* Task to complete
Your reply should be a single number: how many lines contain the string "index".

#####

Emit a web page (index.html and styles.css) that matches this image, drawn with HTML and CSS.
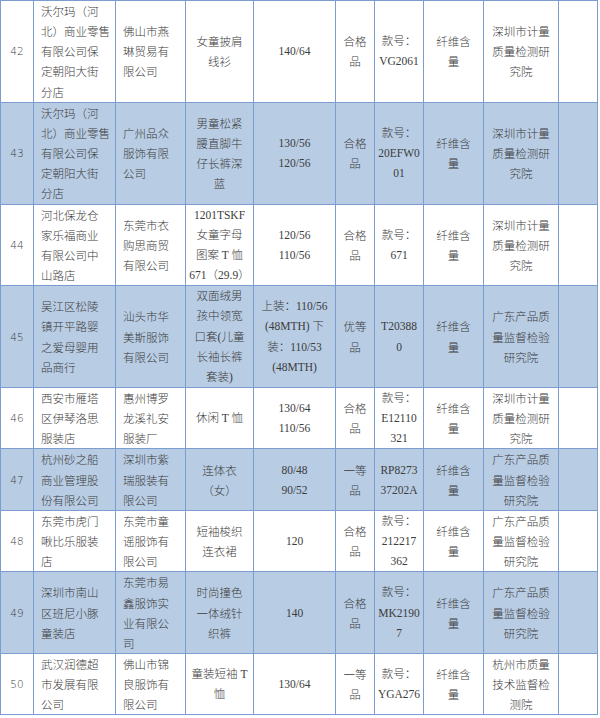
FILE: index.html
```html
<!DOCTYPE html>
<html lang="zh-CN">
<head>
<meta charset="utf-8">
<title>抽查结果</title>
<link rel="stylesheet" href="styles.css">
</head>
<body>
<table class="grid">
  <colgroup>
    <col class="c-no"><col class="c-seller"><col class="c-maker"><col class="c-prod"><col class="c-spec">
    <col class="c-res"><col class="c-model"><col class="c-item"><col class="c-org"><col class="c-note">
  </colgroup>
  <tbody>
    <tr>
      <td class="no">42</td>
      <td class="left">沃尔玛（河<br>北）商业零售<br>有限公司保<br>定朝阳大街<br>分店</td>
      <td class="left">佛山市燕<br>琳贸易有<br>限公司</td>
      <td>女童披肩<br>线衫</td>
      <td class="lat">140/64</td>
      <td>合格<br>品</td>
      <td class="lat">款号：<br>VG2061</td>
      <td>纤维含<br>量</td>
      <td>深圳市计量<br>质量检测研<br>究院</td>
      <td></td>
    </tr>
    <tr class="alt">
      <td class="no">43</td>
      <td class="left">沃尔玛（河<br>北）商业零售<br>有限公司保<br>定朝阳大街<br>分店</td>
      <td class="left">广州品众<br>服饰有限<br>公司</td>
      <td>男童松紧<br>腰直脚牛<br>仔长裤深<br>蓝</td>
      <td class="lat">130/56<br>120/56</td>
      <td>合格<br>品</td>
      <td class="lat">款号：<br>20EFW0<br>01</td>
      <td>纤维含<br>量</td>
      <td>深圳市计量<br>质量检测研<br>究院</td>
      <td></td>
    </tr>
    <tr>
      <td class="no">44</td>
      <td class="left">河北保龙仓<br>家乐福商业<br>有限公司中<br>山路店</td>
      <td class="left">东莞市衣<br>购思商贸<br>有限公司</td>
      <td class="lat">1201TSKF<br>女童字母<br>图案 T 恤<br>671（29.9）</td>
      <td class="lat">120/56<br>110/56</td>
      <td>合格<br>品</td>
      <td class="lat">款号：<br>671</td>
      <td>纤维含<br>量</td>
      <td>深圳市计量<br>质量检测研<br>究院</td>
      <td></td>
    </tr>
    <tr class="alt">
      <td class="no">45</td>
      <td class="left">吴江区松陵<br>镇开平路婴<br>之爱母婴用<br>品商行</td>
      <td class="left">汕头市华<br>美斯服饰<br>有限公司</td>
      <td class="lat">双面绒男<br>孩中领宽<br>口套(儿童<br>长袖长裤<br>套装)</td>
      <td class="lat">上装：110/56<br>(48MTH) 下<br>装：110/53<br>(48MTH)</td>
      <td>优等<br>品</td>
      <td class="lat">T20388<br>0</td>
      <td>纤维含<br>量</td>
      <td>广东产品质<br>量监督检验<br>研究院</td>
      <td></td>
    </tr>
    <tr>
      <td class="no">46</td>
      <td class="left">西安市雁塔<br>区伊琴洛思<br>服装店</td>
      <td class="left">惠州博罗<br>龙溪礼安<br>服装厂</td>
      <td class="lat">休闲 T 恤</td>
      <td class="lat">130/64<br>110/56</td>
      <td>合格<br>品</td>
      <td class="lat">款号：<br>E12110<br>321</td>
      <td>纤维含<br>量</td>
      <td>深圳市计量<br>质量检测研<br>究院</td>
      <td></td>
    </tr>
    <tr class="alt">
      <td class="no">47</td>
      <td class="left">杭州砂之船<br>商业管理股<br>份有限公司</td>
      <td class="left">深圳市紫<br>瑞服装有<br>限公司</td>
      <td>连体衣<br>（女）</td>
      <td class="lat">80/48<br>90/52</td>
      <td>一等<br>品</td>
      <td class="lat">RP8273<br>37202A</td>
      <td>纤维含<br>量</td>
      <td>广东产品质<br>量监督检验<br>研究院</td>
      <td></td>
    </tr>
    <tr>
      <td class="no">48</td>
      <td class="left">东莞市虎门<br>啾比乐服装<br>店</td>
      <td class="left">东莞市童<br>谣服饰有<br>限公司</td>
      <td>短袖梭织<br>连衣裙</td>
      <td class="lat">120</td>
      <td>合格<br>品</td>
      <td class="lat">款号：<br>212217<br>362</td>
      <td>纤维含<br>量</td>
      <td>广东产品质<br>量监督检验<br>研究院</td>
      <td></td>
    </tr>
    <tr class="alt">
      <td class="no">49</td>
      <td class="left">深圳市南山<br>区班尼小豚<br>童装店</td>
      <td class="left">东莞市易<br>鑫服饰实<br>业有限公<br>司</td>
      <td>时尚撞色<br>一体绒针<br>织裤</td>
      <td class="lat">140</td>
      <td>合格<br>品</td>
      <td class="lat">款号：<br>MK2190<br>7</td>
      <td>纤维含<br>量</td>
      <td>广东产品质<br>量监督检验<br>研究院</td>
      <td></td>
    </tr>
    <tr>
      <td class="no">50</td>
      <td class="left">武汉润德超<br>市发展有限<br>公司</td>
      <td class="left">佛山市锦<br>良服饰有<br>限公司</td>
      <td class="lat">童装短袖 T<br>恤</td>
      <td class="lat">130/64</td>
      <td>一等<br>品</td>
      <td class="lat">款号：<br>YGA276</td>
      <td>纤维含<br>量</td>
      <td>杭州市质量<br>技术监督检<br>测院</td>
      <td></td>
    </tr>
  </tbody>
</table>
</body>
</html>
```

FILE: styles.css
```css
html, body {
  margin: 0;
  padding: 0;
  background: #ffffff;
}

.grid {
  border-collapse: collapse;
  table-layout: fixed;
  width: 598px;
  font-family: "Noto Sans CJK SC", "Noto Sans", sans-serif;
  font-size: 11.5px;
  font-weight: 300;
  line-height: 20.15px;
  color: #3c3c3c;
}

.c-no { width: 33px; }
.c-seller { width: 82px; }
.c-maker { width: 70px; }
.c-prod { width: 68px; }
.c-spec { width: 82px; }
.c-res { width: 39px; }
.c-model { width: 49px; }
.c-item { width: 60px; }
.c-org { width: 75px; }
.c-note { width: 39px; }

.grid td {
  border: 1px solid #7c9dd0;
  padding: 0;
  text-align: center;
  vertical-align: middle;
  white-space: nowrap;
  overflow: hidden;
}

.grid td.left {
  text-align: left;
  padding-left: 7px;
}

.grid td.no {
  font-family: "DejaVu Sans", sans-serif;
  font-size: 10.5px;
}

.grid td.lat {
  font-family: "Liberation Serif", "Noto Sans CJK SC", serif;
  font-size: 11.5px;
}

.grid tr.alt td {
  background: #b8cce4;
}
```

#####

* Response to this exercise
2